Another contentious issue in Quebec, a proposed “values test” for immigrants, was also part of the debate, with Trudeau suggesting the idea was appropriate as it’s up to Quebec to decide what questions to ask people who wish to settle there.
Thursday night’s French debate got off to a much less frantic start than the officially sanctioned English debate on Monday, also at the Canadian Museum of History in Gatineau, Que.
Monday’s two-hour contest in English included lengthy bouts of crosstalk and mudslinging and several leaders had complained the format didn’t allow enough time to get their points across.
After Thursday’s event, Scheer said he still thought there hadn’t been enough time for him and Trudeau superficially to go head-to-head.

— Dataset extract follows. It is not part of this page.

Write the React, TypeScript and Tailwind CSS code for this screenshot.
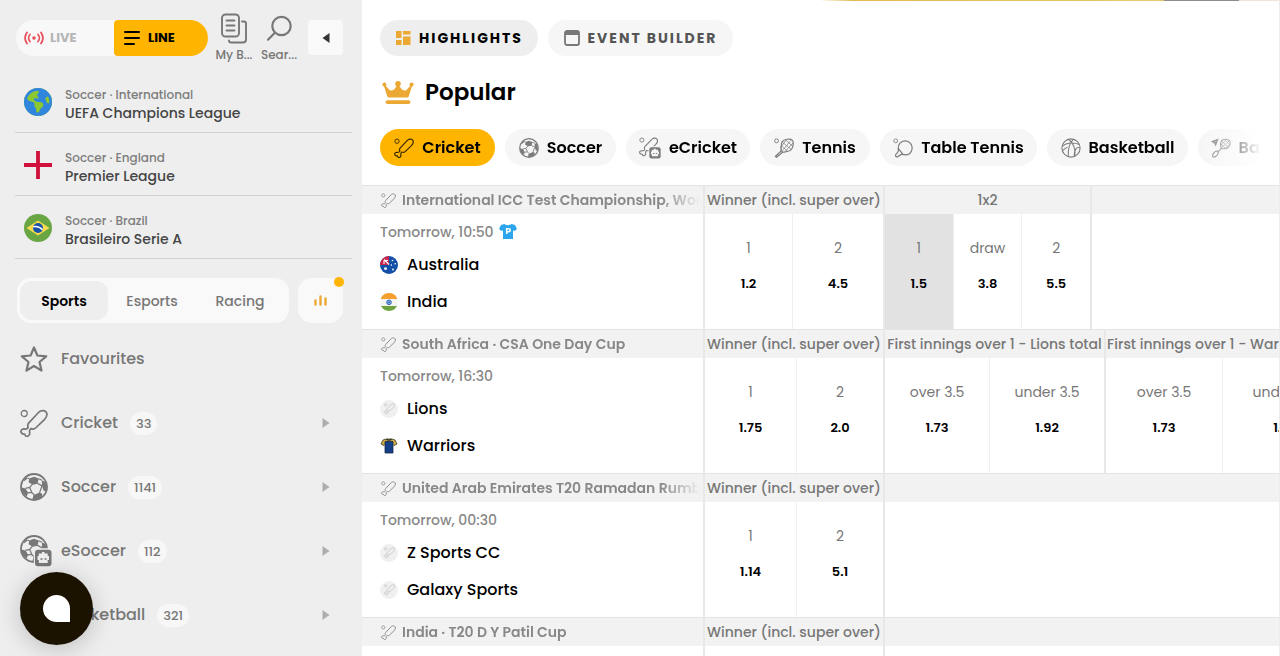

Polls have suggested the two previous televised debates gave a boost to the NDP and Bloc Quebecois, but didn’t move the needle for the front-running Liberals or Conservatives.
The NDP’s continued loss of support in a province that once handed them official Opposition status is a continued sore point for Singh. Earlier Thursday he had shrugged off the fact the Bloc Quebecois is picking up some of those voters, and during the debate he directly hit at Blanchet’s assertion that Quebecers must vote for the Bloc to protect their interests.
“You have no monopoly over Quebec,” he said.
Meanwhile, Scheer was widely considered to have taken the hardest hit in Quebec after the previous French-language debate, and though his aides had been bullish on Tory chances in the province, they’ve now dialled back that enthusiasm.
Thursday’s debate featured five themes: economy and finances, environment and energy, foreign policy and immigration, identity ethics and governance and services to citizens.